## [TASK OBJECTIVE]
Write out every line of the material as it stands, apart from the pictures.

## [RECORD SET]
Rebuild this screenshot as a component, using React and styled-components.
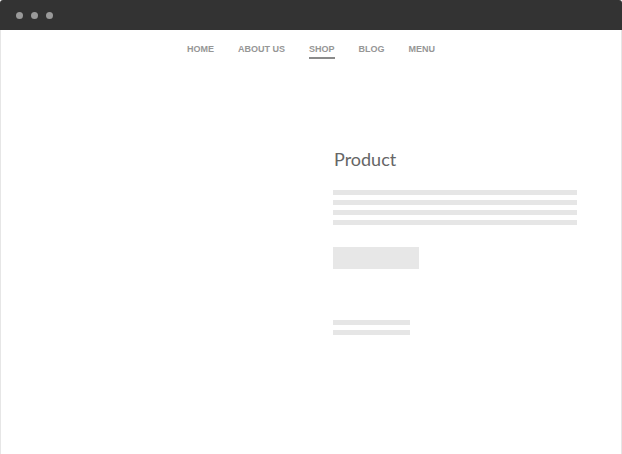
import React from 'react';
import styled, { createGlobalStyle } from 'styled-components';

const Global = createGlobalStyle`
  html, body {
    margin: 0;
    padding: 0;
    background: #fff;
  }
`;

const Window = styled.div`
  width: 622px;
  height: 454px;
  display: flex;
  flex-direction: column;
  box-sizing: border-box;
  overflow: hidden;
`;

const TitleBar = styled.div`
  height: 30px;
  flex: none;
  background: #333333;
  border-radius: 3px 3px 0 0;
  display: flex;
  align-items: center;
  gap: 8px;
  padding-left: 16px;
  box-sizing: border-box;
`;

const Dot = styled.span`
  width: 7px;
  height: 7px;
  border-radius: 50%;
  background: #9a9a9a;
`;

const Page = styled.div`
  flex: 1;
  border-left: 1px solid #e6e6e6;
  border-right: 1px solid #e6e6e6;
  display: flex;
  flex-direction: column;
`;

const Nav = styled.nav`
  display: flex;
  justify-content: center;
  gap: 24px;
  padding-top: 14px;
`;

const NavItem = styled.a`
  font-family: "Liberation Sans", Arial, sans-serif;
  font-size: 9px;
  font-weight: bold;
  line-height: 11px;
  color: #969696;
  text-decoration: none;
  padding-bottom: 2px;
  border-bottom: 2px solid ${(p) => (p.active ? '#8a8a8a' : 'transparent')};
`;

const Body = styled.div`
  display: flex;
  padding-top: 89px;
  padding-right: 44px;
`;

const ImageArea = styled.div`
  flex: 1;
`;

const Details = styled.div`
  width: 244px;
  display: flex;
  flex-direction: column;
`;

const Title = styled.h1`
  margin: 0 0 0 1px;
  font-family: "Lato", "Open Sans", sans-serif;
  font-weight: 400;
  font-size: 18px;
  line-height: 22px;
  color: #666666;
`;

const Lines = styled.div`
  display: flex;
  flex-direction: column;
  gap: 5px;
  width: ${(p) => p.width}px;
  margin-top: ${(p) => p.top}px;
`;

const Line = styled.div`
  height: 5px;
  background: #e6e6e6;
`;

const Button = styled.div`
  width: 86px;
  height: 22px;
  margin-top: 22px;
  background: #e7e7e7;
`;

export default () => (
  <Window>
    <Global />

    <TitleBar>
      <Dot />
      <Dot />
      <Dot />
    </TitleBar>

    <Page>
      <Nav>
        <NavItem>HOME</NavItem>
        <NavItem>ABOUT US</NavItem>
        <NavItem active>SHOP</NavItem>
        <NavItem>BLOG</NavItem>
        <NavItem>MENU</NavItem>
      </Nav>

      <Body>
        <ImageArea />

        <Details>
          <Title>Product</Title>

          <Lines width={244} top={20}>
            <Line />
            <Line />
            <Line />
            <Line />
          </Lines>

          <Button />

          <Lines width={77} top={51}>
            <Line />
            <Line />
          </Lines>
        </Details>
      </Body>
    </Page>
  </Window>
);
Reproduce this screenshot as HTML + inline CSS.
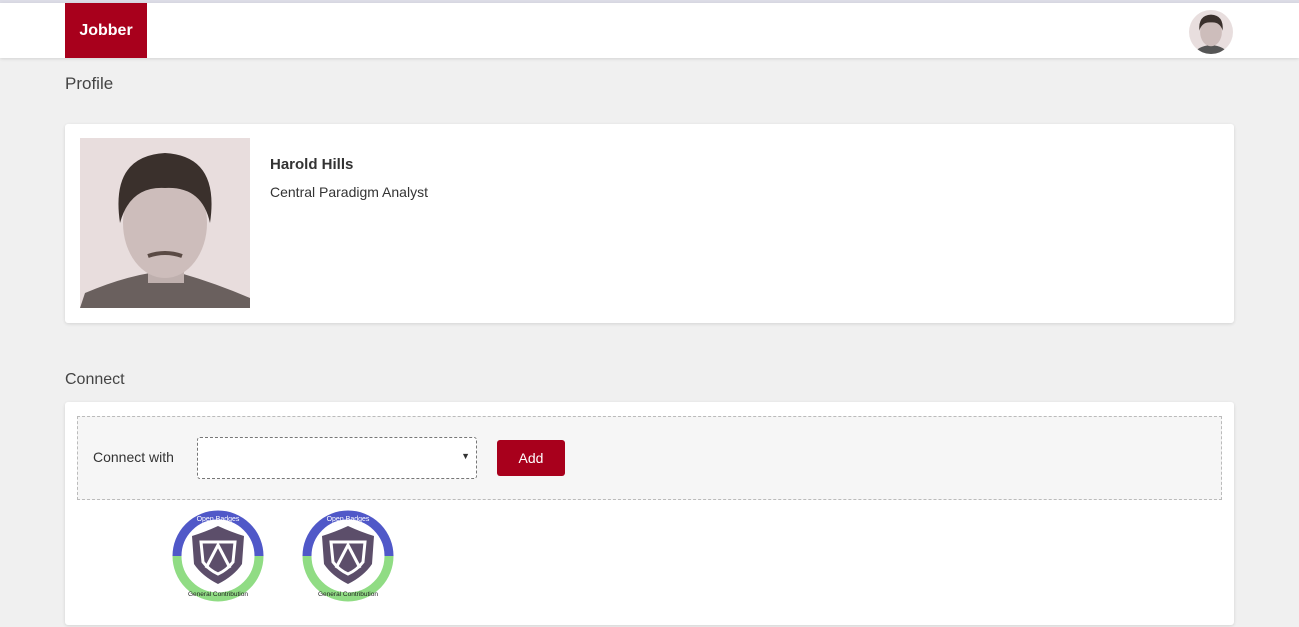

## [COMPLETED TASK]
Rebuild this screenshot as a component, using React and styled-components.
import React from 'react';
import styled, { createGlobalStyle } from 'styled-components';

const Global = createGlobalStyle`
  html, body {
    margin: 0;
    padding: 0;
    background: #fff;
  }
`;

const Window = styled.div`
  width: 622px;
  height: 454px;
  display: flex;
  flex-direction: column;
  box-sizing: border-box;
  overflow: hidden;
`;

const TitleBar = styled.div`
  height: 30px;
  flex: none;
  background: #333333;
  border-radius: 3px 3px 0 0;
  display: flex;
  align-items: center;
  gap: 8px;
  padding-left: 16px;
  box-sizing: border-box;
`;

const Dot = styled.span`
  width: 7px;
  height: 7px;
  border-radius: 50%;
  background: #9a9a9a;
`;

const Page = styled.div`
  flex: 1;
  border-left: 1px solid #e6e6e6;
  border-right: 1px solid #e6e6e6;
  display: flex;
  flex-direction: column;
`;

const Nav = styled.nav`
  display: flex;
  justify-content: center;
  gap: 24px;
  padding-top: 14px;
`;

const NavItem = styled.a`
  font-family: "Liberation Sans", Arial, sans-serif;
  font-size: 9px;
  font-weight: bold;
  line-height: 11px;
  color: #969696;
  text-decoration: none;
  padding-bottom: 2px;
  border-bottom: 2px solid ${(p) => (p.active ? '#8a8a8a' : 'transparent')};
`;

const Body = styled.div`
  display: flex;
  padding-top: 89px;
  padding-right: 44px;
`;

const ImageArea = styled.div`
  flex: 1;
`;

const Details = styled.div`
  width: 244px;
  display: flex;
  flex-direction: column;
`;

const Title = styled.h1`
  margin: 0 0 0 1px;
  font-family: "Lato", "Open Sans", sans-serif;
  font-weight: 400;
  font-size: 18px;
  line-height: 22px;
  color: #666666;
`;

const Lines = styled.div`
  display: flex;
  flex-direction: column;
  gap: 5px;
  width: ${(p) => p.width}px;
  margin-top: ${(p) => p.top}px;
`;

const Line = styled.div`
  height: 5px;
  background: #e6e6e6;
`;

const Button = styled.div`
  width: 86px;
  height: 22px;
  margin-top: 22px;
  background: #e7e7e7;
`;

export default () => (
  <Window>
    <Global />

    <TitleBar>
      <Dot />
      <Dot />
      <Dot />
    </TitleBar>

    <Page>
      <Nav>
        <NavItem>HOME</NavItem>
        <NavItem>ABOUT US</NavItem>
        <NavItem active>SHOP</NavItem>
        <NavItem>BLOG</NavItem>
        <NavItem>MENU</NavItem>
      </Nav>

      <Body>
        <ImageArea />

        <Details>
          <Title>Product</Title>

          <Lines width={244} top={20}>
            <Line />
            <Line />
            <Line />
            <Line />
          </Lines>

          <Button />

          <Lines width={77} top={51}>
            <Line />
            <Line />
          </Lines>
        </Details>
      </Body>
    </Page>
  </Window>
);
Reproduce this screenshot as HTML + inline CSS.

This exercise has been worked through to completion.